Discussion Paper No. 21 / Januar 2007
Die Fouchet-Pläne von 1961/62 und die bleibenden Probleme der gemeinsamen europäischen Sicherheitspolitik

Ralph Rotte

Abstract

The failure so-called "Fouchet plans" for a political union of the EEC countries of the early 1960s provides an interesting example for the core issues of an effective European unification in the field of foreign and security policy. Based on a French proposal, the project aimed at a dense cooperation of France, West Germany, Italy and the Benelux countries in order to create a union of sovereign states that, according the De Gaulle's view, should be able to maintain Europe's voice in world politics as an equal, autonomous partner for the superpowers USA and USSR. The planned union's structures were very similar to those of the EC's European Political Cooperation and the EU's Common Foreign and Security Policy established in the early 1970s and 1990s, respectively.
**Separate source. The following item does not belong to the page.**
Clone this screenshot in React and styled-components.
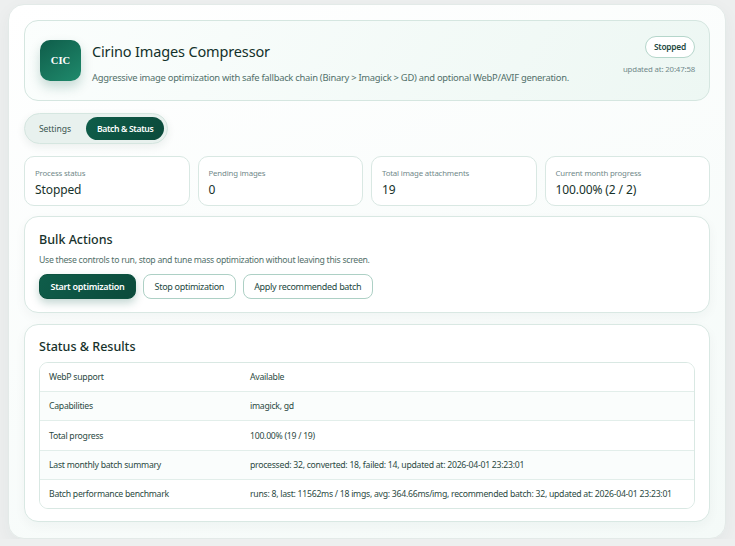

The reasons for the plansī failure were massive conflicts among the EEC member countries about (1) the actual global role of the union and its relations to the United States and NATO, (2) the inclusion of the United Kingdom, (3) the supranational or intergouvernmental structure of the union, (4) and its future relationship to the existing European Communities. Thus, in a way, the Fouchet project demonstrated the fundamental problems of a common European foreign policy still unsolved today as early as almost 50 years ago.